Of Richard Burns Up-and-coming architect has a vision, and it's changing Baltimore's image


June 27, 1993|By Mary Corey | Mary Corey,Staff Writer

From the outside, it's a simple-looking thing, a nondescript bungalow that you'd be half-inclined to overlook in the green hills of Oella. The white shingles and red roof have much to compete with in these parts, most of all the Patapsco River, which rushes by where the yard ends.

You find Richard Burns here on a steamy Saturday morning, smiling and shirttail out, as sweat trickles down his face. He's been working for hours, cleaning up wood scraps and empty paint cans from his house, a building he's taken to calling "this damn house," since its renovation is approaching the two-year mark.

For architects, there are extra pressures in designing their own homes. Rich Burns is no exception. If anything, his task may be even tougher. He is envied and admired these days, since landing some of the city's most sought-after projects -- all during a time when many firms are downscaling or just plain dying.

"From the outside, I wanted it to be modest," he says, walking into his home. "Not until you come into the house did I want you to get a surprise."

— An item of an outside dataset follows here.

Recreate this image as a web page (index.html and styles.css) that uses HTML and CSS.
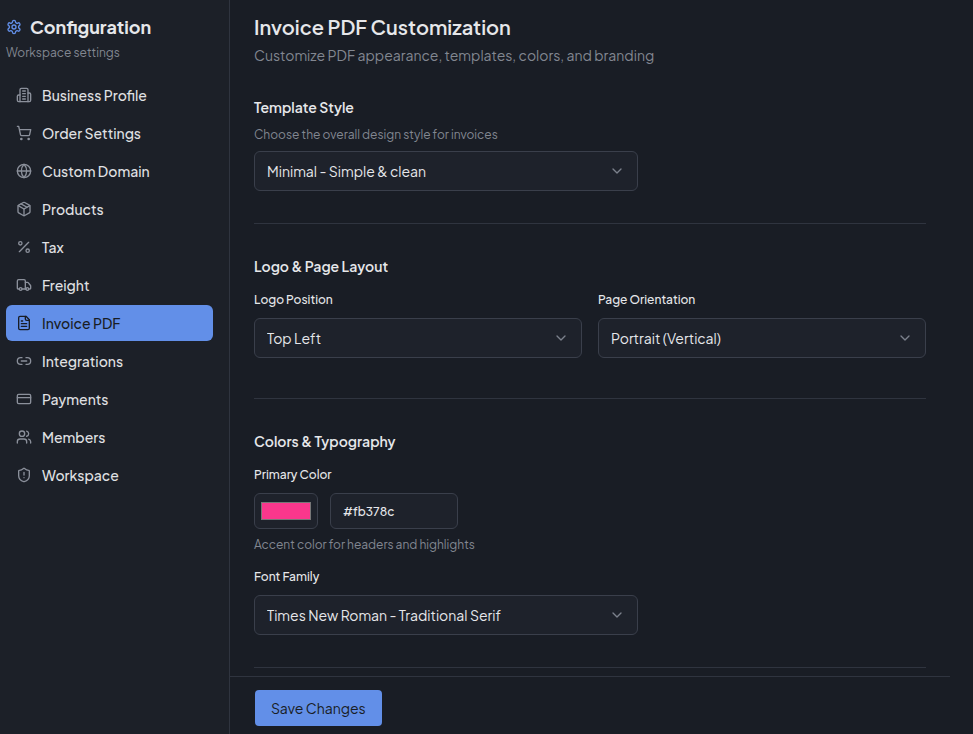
FILE: index.html
```html
<!DOCTYPE html>
<html lang="en">
<head>
    <meta charset="UTF-8">
    <meta name="viewport" content="width=device-width, initial-scale=1.0">
    <title>Invoice PDF Customization</title>
    <link rel="stylesheet" href="styles.css">
</head>
<body>
    <aside class="sidebar">
        <div class="sidebar-title">
            <svg class="icon" viewBox="0 0 24 24"><path d="M12.22 2h-.44a2 2 0 0 0-2 2v.18a2 2 0 0 1-1 1.73l-.43.25a2 2 0 0 1-2 0l-.15-.08a2 2 0 0 0-2.73.73l-.22.38a2 2 0 0 0 .73 2.73l.15.1a2 2 0 0 1 1 1.72v.51a2 2 0 0 1-1 1.74l-.15.09a2 2 0 0 0-.73 2.73l.22.38a2 2 0 0 0 2.73.73l.15-.08a2 2 0 0 1 2 0l.43.25a2 2 0 0 1 1 1.73V20a2 2 0 0 0 2 2h.44a2 2 0 0 0 2-2v-.18a2 2 0 0 1 1-1.73l.43-.25a2 2 0 0 1 2 0l.15.08a2 2 0 0 0 2.73-.73l.22-.39a2 2 0 0 0-.73-2.73l-.15-.08a2 2 0 0 1-1-1.74v-.5a2 2 0 0 1 1-1.74l.15-.09a2 2 0 0 0 .73-2.73l-.22-.38a2 2 0 0 0-2.73-.73l-.15.08a2 2 0 0 1-2 0l-.43-.25a2 2 0 0 1-1-1.73V4a2 2 0 0 0-2-2z"/><circle cx="12" cy="12" r="3"/></svg>
            <h2>Configuration</h2>
        </div>
        <p class="sidebar-subtitle">Workspace settings</p>
        <nav>
            <a href="#business">
                <svg class="icon" viewBox="0 0 24 24"><path d="M6 22V4a2 2 0 0 1 2-2h8a2 2 0 0 1 2 2v18Z"/><path d="M6 12H4a2 2 0 0 0-2 2v6a2 2 0 0 0 2 2h2"/><path d="M18 9h2a2 2 0 0 1 2 2v9a2 2 0 0 1-2 2h-2"/><path d="M10 6h4M10 10h4M10 14h4M10 18h4"/></svg>
                Business Profile
            </a>
            <a href="#orders">
                <svg class="icon" viewBox="0 0 24 24"><circle cx="8" cy="21" r="1"/><circle cx="19" cy="21" r="1"/><path d="M2.05 2.05h2l2.66 12.42a2 2 0 0 0 2 1.58h9.78a2 2 0 0 0 1.95-1.57l1.65-7.43H5.12"/></svg>
                Order Settings
            </a>
            <a href="#domain">
                <svg class="icon" viewBox="0 0 24 24"><circle cx="12" cy="12" r="10"/><path d="M12 2a14.5 14.5 0 0 0 0 20 14.5 14.5 0 0 0 0-20"/><path d="M2 12h20"/></svg>
                Custom Domain
            </a>
            <a href="#products">
                <svg class="icon" viewBox="0 0 24 24"><path d="M11 21.73a2 2 0 0 0 2 0l7-4A2 2 0 0 0 21 16V8a2 2 0 0 0-1-1.73l-7-4a2 2 0 0 0-2 0l-7 4A2 2 0 0 0 3 8v8a2 2 0 0 0 1 1.73z"/><path d="M12 22V12"/><path d="M3.3 7 12 12l8.7-5"/><path d="m7.5 4.27 9 5.15"/></svg>
                Products
            </a>
            <a href="#tax">
                <svg class="icon" viewBox="0 0 24 24"><path d="M19 5 5 19"/><circle cx="6.5" cy="6.5" r="2.5"/><circle cx="17.5" cy="17.5" r="2.5"/></svg>
                Tax
            </a>
            <a href="#freight">
                <svg class="icon" viewBox="0 0 24 24"><path d="M14 18V6a2 2 0 0 0-2-2H4a2 2 0 0 0-2 2v11a1 1 0 0 0 1 1h2"/><path d="M15 18H9"/><path d="M19 18h2a1 1 0 0 0 1-1v-3.65a1 1 0 0 0-.22-.62l-3.48-4.35A1 1 0 0 0 17.52 8H14"/><circle cx="17" cy="18" r="2"/><circle cx="7" cy="18" r="2"/></svg>
                Freight
            </a>
            <a href="#invoice" class="active">
                <svg class="icon" viewBox="0 0 24 24"><path d="M15 2H6a2 2 0 0 0-2 2v16a2 2 0 0 0 2 2h12a2 2 0 0 0 2-2V7Z"/><path d="M14 2v4a2 2 0 0 0 2 2h4"/><path d="M10 9H8M16 13H8M16 17H8"/></svg>
                Invoice PDF
            </a>
            <a href="#integrations">
                <svg class="icon" viewBox="0 0 24 24"><path d="M9 17H7A5 5 0 0 1 7 7h2"/><path d="M15 7h2a5 5 0 1 1 0 10h-2"/><path d="M8 12h8"/></svg>
                Integrations
            </a>
            <a href="#payments">
                <svg class="icon" viewBox="0 0 24 24"><rect x="2" y="5" width="20" height="14" rx="2"/><path d="M2 10h20"/></svg>
                Payments
            </a>
            <a href="#members">
                <svg class="icon" viewBox="0 0 24 24"><path d="M16 21v-2a4 4 0 0 0-4-4H6a4 4 0 0 0-4 4v2"/><circle cx="9" cy="7" r="4"/><path d="M22 21v-2a4 4 0 0 0-3-3.87"/><path d="M16 3.13a4 4 0 0 1 0 7.75"/></svg>
                Members
            </a>
            <a href="#workspace">
                <svg class="icon" viewBox="0 0 24 24"><path d="M20 13c0 5-3.5 7.5-7.66 8.95a1 1 0 0 1-.67-.01C7.5 20.5 4 18 4 13V6a1 1 0 0 1 1-1c2 0 4.5-1.2 6.24-2.72a1.17 1.17 0 0 1 1.52 0C14.51 3.81 17 5 19 5a1 1 0 0 1 1 1z"/><path d="M12 8v4M12 16h.01"/></svg>
                Workspace
            </a>
        </nav>
    </aside>

    <main>
        <form class="settings">
            <header>
                <h1>Invoice PDF Customization</h1>
                <p>Customize PDF appearance, templates, colors, and branding</p>
            </header>

            <section>
                <h3><label for="template">Template Style</label></h3>
                <p class="hint">Choose the overall design style for invoices</p>
                <div class="select narrow">
                    <select id="template">
                        <option>Minimal - Simple &amp; clean</option>
                    </select>
                    <svg class="icon" viewBox="0 0 24 24"><path d="m6 9 6 6 6-6"/></svg>
                </div>
            </section>

            <section class="layout">
                <h3>Logo &amp; Page Layout</h3>
                <div class="columns">
                    <div class="field">
                        <label for="logo_position">Logo Position</label>
                        <div class="select">
                            <select id="logo_position">
                                <option>Top Left</option>
                            </select>
                            <svg class="icon" viewBox="0 0 24 24"><path d="m6 9 6 6 6-6"/></svg>
                        </div>
                    </div>
                    <div class="field">
                        <label for="orientation">Page Orientation</label>
                        <div class="select">
                            <select id="orientation">
                                <option>Portrait (Vertical)</option>
                            </select>
                            <svg class="icon" viewBox="0 0 24 24"><path d="m6 9 6 6 6-6"/></svg>
                        </div>
                    </div>
                </div>
            </section>

            <section>
                <h3>Colors &amp; Typography</h3>
                <div class="field">
                    <label for="color_text">Primary Color</label>
                    <div class="color-row">
                        <input type="color" id="color_picker" aria-label="Pick primary color" value="#fb378c">
                        <input type="text" id="color_text" value="#fb378c">
                    </div>
                    <p class="hint">Accent color for headers and highlights</p>
                </div>
                <div class="field">
                    <label for="font_family">Font Family</label>
                    <div class="select narrow">
                        <select id="font_family">
                            <option>Times New Roman - Traditional Serif</option>
                        </select>
                        <svg class="icon" viewBox="0 0 24 24"><path d="m6 9 6 6 6-6"/></svg>
                    </div>
                </div>
            </section>
        </form>

        <footer>
            <button type="button">Save Changes</button>
        </footer>
    </main>
</body>
</html>
```

FILE: styles.css
```css
* {
    box-sizing: border-box;
}
body {
    display: flex;
    margin: 0;
    min-height: 100vh;
    font-family: "Plus Jakarta Sans", Inter, sans-serif;
    font-size: 14px;
    line-height: 20px;
    background-color: #191d25;
    color: #e6e7ea;
}
h1, h2, h3, p {
    margin: 0;
}
.icon {
    flex: none;
    width: 16px;
    height: 16px;
    fill: none;
    stroke: #8b909b;
    stroke-width: 2;
    stroke-linecap: round;
    stroke-linejoin: round;
}

/* Sidebar */
.sidebar {
    flex: none;
    width: 230px;
    padding: 13px 16px 13px 6px;
    background-color: #1c2028;
    border-right: 1px solid #2f343f;
}
.sidebar-title {
    display: flex;
    align-items: center;
    gap: 8px;
}
.sidebar-title .icon {
    stroke: #628fe8;
}
.sidebar-title h2 {
    font-size: 18px;
    line-height: 28px;
    font-weight: 700;
}
.sidebar-subtitle {
    margin-top: 2px;
    font-size: 12px;
    line-height: 20px;
    color: #828791;
}
nav {
    display: flex;
    flex-direction: column;
    gap: 2px;
    margin-top: 14px;
}
nav a {
    display: flex;
    align-items: center;
    gap: 10px;
    height: 36px;
    padding: 0 10px;
    border-radius: 6px;
    font-weight: 500;
    color: #e0e1e4;
    text-decoration: none;
}
nav a.active {
    background-color: #628fe8;
    color: #191d25;
}
nav a.active .icon {
    stroke: #191d25;
}

/* Settings form */
main {
    flex: 1;
    display: flex;
    flex-direction: column;
    max-width: 720px;
}
.settings {
    flex: 1;
    padding: 13px 24px 8px;
}
header {
    margin-bottom: 30px;
}
header h1 {
    font-size: 20px;
    line-height: 28px;
    font-weight: 600;
}
header p {
    line-height: 24px;
    margin-top: 2px;
    color: #828791;
}
section {
    padding-bottom: 32px;
    border-bottom: 1px solid #2f343f;
}
section.layout {
    padding-bottom: 40px;
}
section + section {
    padding-top: 32px;
}
h3 {
    padding-bottom: 2px;
    font-size: 14px;
    line-height: 20px;
    font-weight: 600;
}
.hint {
    margin: 6px 0;
    font-size: 12px;
    color: #828791;
}
.columns {
    display: grid;
    grid-template-columns: 1fr 1fr;
    gap: 16px;
}
.field {
    margin-top: 12px;
}
.field label {
    display: block;
    margin-bottom: 8px;
    font-size: 12px;
    font-weight: 500;
}
.select {
    position: relative;
}
.select.narrow {
    max-width: 384px;
}
.select .icon {
    position: absolute;
    top: 12px;
    right: 13px;
    stroke: #7c818c;
    pointer-events: none;
}
select, input {
    font-family: inherit;
    font-size: 14px;
    color: #e6e7ea;
    background-color: #1e222b;
    border: 1px solid #3a3f4b;
    border-radius: 6px;
}
select {
    display: block;
    width: 100%;
    height: 40px;
    padding: 0 12px;
    appearance: none;
}
.color-row {
    display: flex;
    gap: 12px;
}
input[type="color"] {
    width: 64px;
    height: 36px;
    padding: 4px;
}
input[type="text"] {
    width: 128px;
    height: 36px;
    padding: 0 12px;
    font-size: 12px;
    font-weight: 500;
}

footer {
    padding: 13px 25px 8px;
    border-top: 1px solid #2f343f;
}
button {
    height: 36px;
    padding: 0 16px;
    font-family: inherit;
    font-size: 14px;
    color: #191d25;
    background-color: #628fe8;
    border: none;
    border-radius: 4px;
    cursor: pointer;
}
```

Simple outside, slick within. He points to the polished concrete blocks that line the fireplace, shows off the industrial metal pipes that double as banisters and leans against the only piece of furniture in the place -- his Le Corbusier chaise.

"Nothing screams in this house," he says. "I wanted it to be strong and powerful but quiet. Driving by, it's unassuming. You have to know it to realize there's all this happening inside."

The words echo through this empty space. You wonder for a moment, though, whether he's talking about the house or himself.


Rich Burns is not given to self-analysis. Sure, he'll discuss his partners, his clients, his mother, his high school girlfriend, the Dalmatian he hopes to own soon. Just don't ask him to sit and yak about life, motivation, blah blah blah . . .

Dressed in a blue pinstriped suit, tortoise-shell glasses and bow-tie, he sits in his office, looking every inch the thinking-man's architect. With his Keith Haring prints, Saab convertible and car phone, he seems the essence of hip. Yet, he's also refreshingly un-hip, ordering tuna on white toast for lunch, living with his mother in Westminster (until his home is finished) and wearing Hush Puppy-style shoes.

As the design partner for Design Collective, the Baltimore firm he owns with two other architects, his style sets the tone for all projects -- whether it's a modest townhouse community or a sprawling entertainment complex.

These days he's thinking big. There's the HarborView high-rise he's nearly finished; the conversion of the Power Plant he's about to begin; and a new health sciences library for the University of Maryland's Baltimore campus in the works.

"I hope my work lifts the human spirit," says Mr. Burns, 41.

Others in the design community believe it does.

"He's the best -- cutting edge, avant-garde, very creative," says Henry Johnson, a partner in Johnson/Berman, an architecture and interior design firm that has worked with Mr. Burns for years. "We discovered him a long time ago. Now one of Baltimore's best-kept secrets has been found."

Mr. Burns has become so immersed in urban projects that he and his two partners -- Dennis Jankiewicz and Ed Kohls -- recently changed the name and location of their 43-employee firm, moving from Columbia to Baltimore and dropping Columbia from the company's name. (It was formerly called Columbia Design Collective.)

That will make life easier during their next job, the renovation of the Power Plant into Sports Center U.S.A., a museum and entertainment complex. Mr. Burns landed the job after entering a national design competition that involved sketching renovations for the exterior.

But Mr. Burns did much more than that. In addition to redesigning the facade, he created interior spaces -- and a promenade that would act as a gateway linking the Power Plant to the rest of the Inner Harbor.

"His firm went beyond the depth that anyone else did. They over-prepared and were over-passionate. That's what set them apart," says Lynda O'Dea, president of Sports Center U.S.A.

Passion for buildings

When it comes to architecture, Rich Burns is indeed passionate.

Tooling around town in his mustard-yellow Saab, he's late for a meeting. Yet that doesn't stop him from critiquing the scenery.

On Light Street, he spies the USF&G building: "I like this building, the simplicity of it. But it's isolated. I wish it did more for the city."

The Morris A. Mechanic Theatre, blocks away, gets less favorable reviews. "It's anti-urban and anti-people. It's this exposed-concrete form."

Scarlett Place fares the worst. "A 15-story brick wall. It's very unfriendly. It's like a fortress."

As for his own success, it's often attributed to talent and his chameleon-like abilities as an architect.

"You learn very quickly that to be a good architect you've got to be an artist, a politician, a community activist," he says.